Innovation must be at the heart of our economy. Singapore is no longer playing “catch-up”. Innovation will be our main source of future growth and prosperity. There are three areas where we can be truly innovative: Export our domestic services like healthcare and education, digitalise our economy end-to-end, and make our economy green and sustainable.

Harnessing technology to create new value and enhance efficiency will be the way to achieve productivity growth and rising wages. But even more than technology, people will be critical to building an innovative economy. We must attract the best global talents as well as continually build our own skills and capabilities. We cannot do one and not the other.

Inclusion must be the hallmark of our society. To stay cohesive as one people, we must be a place where everyone has an opportunity to move up in life and everyone is treated with dignity and respect. We must lift our low-wage workers, sustain median wage growth, temper wealth inequality, and promote income mobility.

Our social inclusion agenda must be centred on good jobs and rising wages, rather than high taxes or widespread transfers. We need safety nets for a basic level of support through some form of minimum wage and an enhanced workfare income supplement. We need a trampoline to help those who have lost their jobs bounce back through re-employment support, and we need escalators to enable people to move up a trajectory of rising wages. For those at the lower third of the wage ladder, this is through an expanded progressive wage model. For those in the middle third, this is through reclaiming jobs for Singaporeans from lower-wage foreign workers. And across the spectrum, we must professionalise every job in Singapore, with competency frameworks, training pathways, certifications, career roadmaps, and the opportunity to excel in our chosen vocation. And we must make life-long learning a reality for every one of us, from kindergarten to the end of our lives. Finally, the true test of an inclusive society is about how well we look out for the least among us —our aged destitute, our disabled, our special needs children, and our migrant workers.

Inspiration based on values and driven by purpose is what will make our nation great. An innovative economy is not without risk. An inclusive society is not without cost. Whether we are willing to bear the risk or pay the price will boil down to values and purpose: Who we are, what we stand for, and where we want to go.

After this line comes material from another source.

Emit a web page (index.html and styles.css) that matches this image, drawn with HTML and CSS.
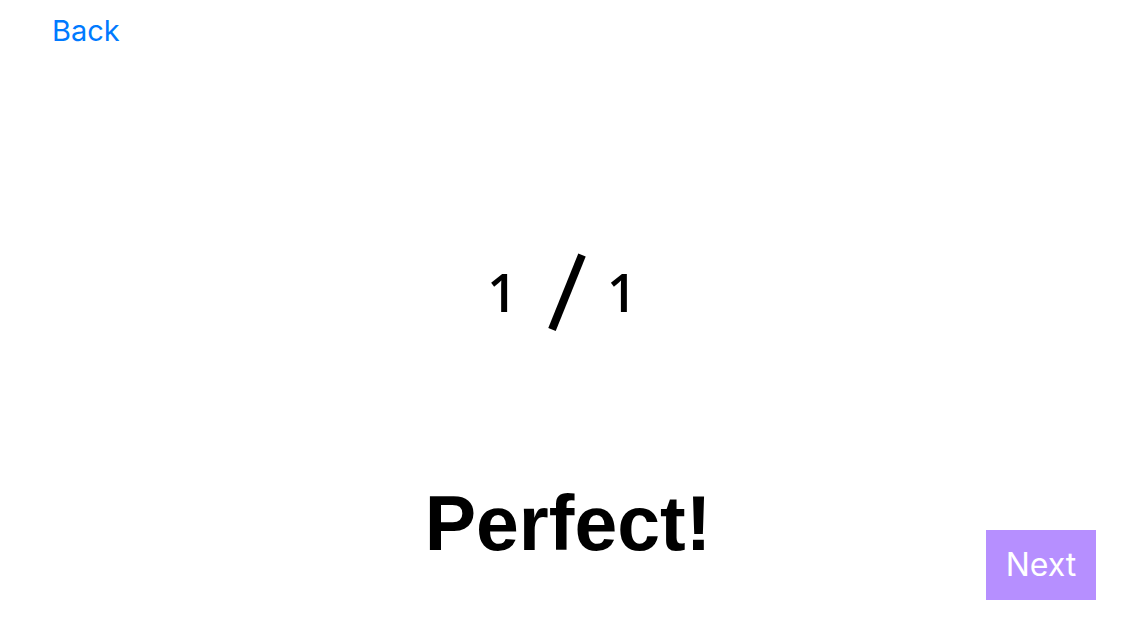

People are inspired when they focus on something larger than themselves. The Singapore Synthesis sets out five values that could make us an inspiring nation. Can we be a meritocracy of hope that is broad, inclusive, and compassionate? Can we be a beacon for diversity, that is gracious, that is open to different views, and empathetic to the lived reality of others? Can we be a city of giving, driven by a spirit of volunteerism and philanthropy? Can we have a heart for the environment, to do the right thing for a sustainable future? Can we summon a thousand points of light shining from every quarter of our country — an active citizenry, innovative businesses, a vibrant civil society, and many other sources of strength, brightening and energising our nation?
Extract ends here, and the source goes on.